**Task directions**
Your job is to retype all of the data word for word, leaving every image out.
+ + + + +
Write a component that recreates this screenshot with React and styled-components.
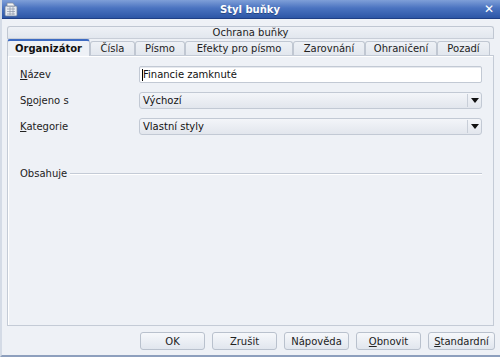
import React from "react";
import styled, { createGlobalStyle, css } from "styled-components";

const Global = createGlobalStyle`
  html, body { margin: 0; padding: 0; background: #eef1f6; }
  body { font-family: "DejaVu Sans", "Liberation Sans", sans-serif; font-size: 10px; color: #1a1a1a; }
  * { box-sizing: border-box; }
`;

const Window = styled.div`
  width: 500px;
  height: 357px;
  display: flex;
  flex-direction: column;
  background: #eef1f6;
  border-left: 2px solid #d4dbe6;
  border-bottom: 2px solid #8d9fbd;
  overflow: hidden;
`;

const TitleBar = styled.div`
  height: 19px;
  margin-left: -2px;
  display: flex;
  align-items: center;
  justify-content: space-between;
  padding: 0 6px 0 4px;
  background: linear-gradient(#7f9fd8 0%, #4a73c0 45%, #2d56a6 100%);
  border-bottom: 1px solid #1f3f85;
  color: #fff;
  position: relative;
`;

const Title = styled.div`
  position: absolute;
  left: 0;
  right: 0;
  text-align: center;
  font-weight: bold;
  font-size: 10px;
  text-shadow: 0 1px 0 rgba(0,0,0,0.3);
  pointer-events: none;
`;

const Close = styled.div`
  font-weight: bold;
  font-size: 12px;
  line-height: 1;
`;

const Body = styled.div`
  flex: 1;
  display: flex;
  flex-direction: column;
  padding: 7px 6px 0 5px;
`;

const TabRow = styled.div`
  display: flex;
  align-items: flex-end;
  height: ${p => p.$h}px;
`;

const Tab = styled.div`
  flex: ${p => (p.$grow ? 1 : "none")};
  width: ${p => (p.$w ? p.$w + "px" : "auto")};
  height: ${p => (p.$active ? "16px" : "14px")};
  display: flex;
  align-items: center;
  justify-content: center;
  border: 1px solid #c0c7d2;
  border-bottom: none;
  border-radius: 3px 3px 0 0;
  background: linear-gradient(#eef1f6, #e2e7ee);
  color: #222;
  white-space: nowrap;
  ${p =>
    p.$active &&
    css`
      background: #eef1f6;
      border-top: 2px solid #3d6bc2;
      font-weight: bold;
      color: #111;
      position: relative;
      z-index: 1;
      margin-bottom: -1px;
      height: 17px;
    `}
`;

const UpperTab = styled(Tab)`
  height: 13px;
  border-bottom: 1px solid #c8ced8;
`;

const Panel = styled.div`
  height: 271px;
  border: 1px solid #c4cbd6;
  box-shadow: inset 1px 1px 0 #ffffff;
  background: #eef1f6;
  display: flex;
  flex-direction: column;
  padding: 10px 11px 0 12px;
`;

const FormGrid = styled.div`
  display: grid;
  grid-template-columns: 119px 1fr;
  row-gap: 9px;
  align-items: center;
`;

const Label = styled.div`
  color: #222;
`;

const U = styled.span`
  text-decoration: underline;
  text-underline-offset: 1px;
`;

const Input = styled.div`
  height: 17px;
  background: #fff;
  border: 1px solid #c2c9d4;
  border-radius: 2px;
  display: flex;
  align-items: center;
  padding-left: 2px;
  color: #111;
  box-shadow: inset 0 1px 0 #e6e9ee;
`;

const Caret = styled.span`
  display: inline-block;
  width: 1px;
  height: 12px;
  background: #000;
`;

const Combo = styled.div`
  height: 17px;
  border: 1px solid #c2c9d4;
  border-radius: 3px;
  background: linear-gradient(#f3f5f9, #e2e6ed);
  display: flex;
  align-items: center;
  color: #111;
`;

const ComboText = styled.div`
  flex: 1;
  padding-left: 3px;
`;

const ComboArrow = styled.div`
  width: 14px;
  height: 13px;
  border-left: 1px solid #c8ced8;
  display: flex;
  align-items: center;
  justify-content: center;
`;

const Group = styled.div`
  margin-top: 33px;
  display: flex;
  align-items: center;
  gap: 3px;
`;

const GroupLine = styled.div`
  flex: 1;
  height: 2px;
  border-top: 1px solid #c4cbd6;
  border-bottom: 1px solid #ffffff;
`;

const ButtonBar = styled.div`
  display: flex;
  justify-content: flex-end;
  gap: 7px;
  margin-top: 6px;
  margin-right: -1px;
`;

const Button = styled.div`
  width: ${p => p.$w || 65}px;
  height: 18px;
  border: 1px solid #b9c1cd;
  border-radius: 3px;
  background: linear-gradient(#f6f8fb, #e1e6ee);
  display: flex;
  align-items: center;
  justify-content: center;
  color: #222;
`;

const Arrow = () => (
  <svg width="8" height="5" viewBox="0 0 8 5">
    <path d="M0 0H8L4 5Z" fill="#111" />
  </svg>
);

const WinIcon = () => (
  <svg width="14" height="15" viewBox="0 0 14 15">
    <rect x="1" y="4" width="12" height="10" rx="1" fill="#e8ecf2" stroke="#6d7f99" strokeWidth="0.8" />
    <path d="M3 1h6l2 3H3z" fill="#f6f6f6" stroke="#7d8aa0" strokeWidth="0.8" />
    <path d="M3 7h8M3 9.5h8M3 12h8M6 5v8M9 5v8" stroke="#8894a8" strokeWidth="0.7" />
  </svg>
);

const tabs = [
  { t: "Organizátor", w: 83, active: true },
  { t: "Čísla", w: 45 },
  { t: "Písmo", w: 50 },
  { t: "Efekty pro písmo", w: 108 },
  { t: "Zarovnání", w: 72 },
  { t: "Ohraničení", w: 72 },
  { t: "Pozadí", w: 53 },
];

export default function App() {
  return (
    <>
      <Global />
      <Window>
        <TitleBar>
          <WinIcon />
          <Title>Styl buňky</Title>
          <Close>✕</Close>
        </TitleBar>
        <Body>
          <TabRow $h={13}>
            <UpperTab $grow>Ochrana buňky</UpperTab>
          </TabRow>
          <TabRow $h={16}>
            {tabs.map(tab => (
              <Tab key={tab.t} $w={tab.w} $active={tab.active}>
                {tab.t}
              </Tab>
            ))}
          </TabRow>
          <Panel>
            <FormGrid>
              <Label><U>N</U>ázev</Label>
              <Input><Caret />Financie zamknuté</Input>
              <Label>S<U>p</U>ojeno s</Label>
              <Combo>
                <ComboText>Výchozí</ComboText>
                <ComboArrow><Arrow /></ComboArrow>
              </Combo>
              <Label><U>K</U>ategorie</Label>
              <Combo>
                <ComboText>Vlastní styly</ComboText>
                <ComboArrow><Arrow /></ComboArrow>
              </Combo>
            </FormGrid>
            <Group>
              <Label>Obsahuje</Label>
              <GroupLine />
            </Group>
          </Panel>
          <ButtonBar>
            <Button>OK</Button>
            <Button>Zrušit</Button>
            <Button>Nápověda</Button>
            <Button><U>O</U>bnovit</Button>
            <Button $w={67}><U>S</U>tandardní</Button>
          </ButtonBar>
        </Body>
      </Window>
    </>
  );
}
+ + + + +
**Result**
Write a component that recreates this screenshot with React and styled-components.
import React from "react";
import styled, { createGlobalStyle, css } from "styled-components";

const Global = createGlobalStyle`
  html, body { margin: 0; padding: 0; background: #eef1f6; }
  body { font-family: "DejaVu Sans", "Liberation Sans", sans-serif; font-size: 10px; color: #1a1a1a; }
  * { box-sizing: border-box; }
`;

const Window = styled.div`
  width: 500px;
  height: 357px;
  display: flex;
  flex-direction: column;
  background: #eef1f6;
  border-left: 2px solid #d4dbe6;
  border-bottom: 2px solid #8d9fbd;
  overflow: hidden;
`;

const TitleBar = styled.div`
  height: 19px;
  margin-left: -2px;
  display: flex;
  align-items: center;
  justify-content: space-between;
  padding: 0 6px 0 4px;
  background: linear-gradient(#7f9fd8 0%, #4a73c0 45%, #2d56a6 100%);
  border-bottom: 1px solid #1f3f85;
  color: #fff;
  position: relative;
`;

const Title = styled.div`
  position: absolute;
  left: 0;
  right: 0;
  text-align: center;
  font-weight: bold;
  font-size: 10px;
  text-shadow: 0 1px 0 rgba(0,0,0,0.3);
  pointer-events: none;
`;

const Close = styled.div`
  font-weight: bold;
  font-size: 12px;
  line-height: 1;
`;

const Body = styled.div`
  flex: 1;
  display: flex;
  flex-direction: column;
  padding: 7px 6px 0 5px;
`;

const TabRow = styled.div`
  display: flex;
  align-items: flex-end;
  height: ${p => p.$h}px;
`;

const Tab = styled.div`
  flex: ${p => (p.$grow ? 1 : "none")};
  width: ${p => (p.$w ? p.$w + "px" : "auto")};
  height: ${p => (p.$active ? "16px" : "14px")};
  display: flex;
  align-items: center;
  justify-content: center;
  border: 1px solid #c0c7d2;
  border-bottom: none;
  border-radius: 3px 3px 0 0;
  background: linear-gradient(#eef1f6, #e2e7ee);
  color: #222;
  white-space: nowrap;
  ${p =>
    p.$active &&
    css`
      background: #eef1f6;
      border-top: 2px solid #3d6bc2;
      font-weight: bold;
      color: #111;
      position: relative;
      z-index: 1;
      margin-bottom: -1px;
      height: 17px;
    `}
`;

const UpperTab = styled(Tab)`
  height: 13px;
  border-bottom: 1px solid #c8ced8;
`;

const Panel = styled.div`
  height: 271px;
  border: 1px solid #c4cbd6;
  box-shadow: inset 1px 1px 0 #ffffff;
  background: #eef1f6;
  display: flex;
  flex-direction: column;
  padding: 10px 11px 0 12px;
`;

const FormGrid = styled.div`
  display: grid;
  grid-template-columns: 119px 1fr;
  row-gap: 9px;
  align-items: center;
`;

const Label = styled.div`
  color: #222;
`;

const U = styled.span`
  text-decoration: underline;
  text-underline-offset: 1px;
`;

const Input = styled.div`
  height: 17px;
  background: #fff;
  border: 1px solid #c2c9d4;
  border-radius: 2px;
  display: flex;
  align-items: center;
  padding-left: 2px;
  color: #111;
  box-shadow: inset 0 1px 0 #e6e9ee;
`;

const Caret = styled.span`
  display: inline-block;
  width: 1px;
  height: 12px;
  background: #000;
`;

const Combo = styled.div`
  height: 17px;
  border: 1px solid #c2c9d4;
  border-radius: 3px;
  background: linear-gradient(#f3f5f9, #e2e6ed);
  display: flex;
  align-items: center;
  color: #111;
`;

const ComboText = styled.div`
  flex: 1;
  padding-left: 3px;
`;

const ComboArrow = styled.div`
  width: 14px;
  height: 13px;
  border-left: 1px solid #c8ced8;
  display: flex;
  align-items: center;
  justify-content: center;
`;

const Group = styled.div`
  margin-top: 33px;
  display: flex;
  align-items: center;
  gap: 3px;
`;

const GroupLine = styled.div`
  flex: 1;
  height: 2px;
  border-top: 1px solid #c4cbd6;
  border-bottom: 1px solid #ffffff;
`;

const ButtonBar = styled.div`
  display: flex;
  justify-content: flex-end;
  gap: 7px;
  margin-top: 6px;
  margin-right: -1px;
`;

const Button = styled.div`
  width: ${p => p.$w || 65}px;
  height: 18px;
  border: 1px solid #b9c1cd;
  border-radius: 3px;
  background: linear-gradient(#f6f8fb, #e1e6ee);
  display: flex;
  align-items: center;
  justify-content: center;
  color: #222;
`;

const Arrow = () => (
  <svg width="8" height="5" viewBox="0 0 8 5">
    <path d="M0 0H8L4 5Z" fill="#111" />
  </svg>
);

const WinIcon = () => (
  <svg width="14" height="15" viewBox="0 0 14 15">
    <rect x="1" y="4" width="12" height="10" rx="1" fill="#e8ecf2" stroke="#6d7f99" strokeWidth="0.8" />
    <path d="M3 1h6l2 3H3z" fill="#f6f6f6" stroke="#7d8aa0" strokeWidth="0.8" />
    <path d="M3 7h8M3 9.5h8M3 12h8M6 5v8M9 5v8" stroke="#8894a8" strokeWidth="0.7" />
  </svg>
);

const tabs = [
  { t: "Organizátor", w: 83, active: true },
  { t: "Čísla", w: 45 },
  { t: "Písmo", w: 50 },
  { t: "Efekty pro písmo", w: 108 },
  { t: "Zarovnání", w: 72 },
  { t: "Ohraničení", w: 72 },
  { t: "Pozadí", w: 53 },
];

export default function App() {
  return (
    <>
      <Global />
      <Window>
        <TitleBar>
          <WinIcon />
          <Title>Styl buňky</Title>
          <Close>✕</Close>
        </TitleBar>
        <Body>
          <TabRow $h={13}>
            <UpperTab $grow>Ochrana buňky</UpperTab>
          </TabRow>
          <TabRow $h={16}>
            {tabs.map(tab => (
              <Tab key={tab.t} $w={tab.w} $active={tab.active}>
                {tab.t}
              </Tab>
            ))}
          </TabRow>
          <Panel>
            <FormGrid>
              <Label><U>N</U>ázev</Label>
              <Input><Caret />Financie zamknuté</Input>
              <Label>S<U>p</U>ojeno s</Label>
              <Combo>
                <ComboText>Výchozí</ComboText>
                <ComboArrow><Arrow /></ComboArrow>
              </Combo>
              <Label><U>K</U>ategorie</Label>
              <Combo>
                <ComboText>Vlastní styly</ComboText>
                <ComboArrow><Arrow /></ComboArrow>
              </Combo>
            </FormGrid>
            <Group>
              <Label>Obsahuje</Label>
              <GroupLine />
            </Group>
          </Panel>
          <ButtonBar>
            <Button>OK</Button>
            <Button>Zrušit</Button>
            <Button>Nápověda</Button>
            <Button><U>O</U>bnovit</Button>
            <Button $w={67}><U>S</U>tandardní</Button>
          </ButtonBar>
        </Body>
      </Window>
    </>
  );
}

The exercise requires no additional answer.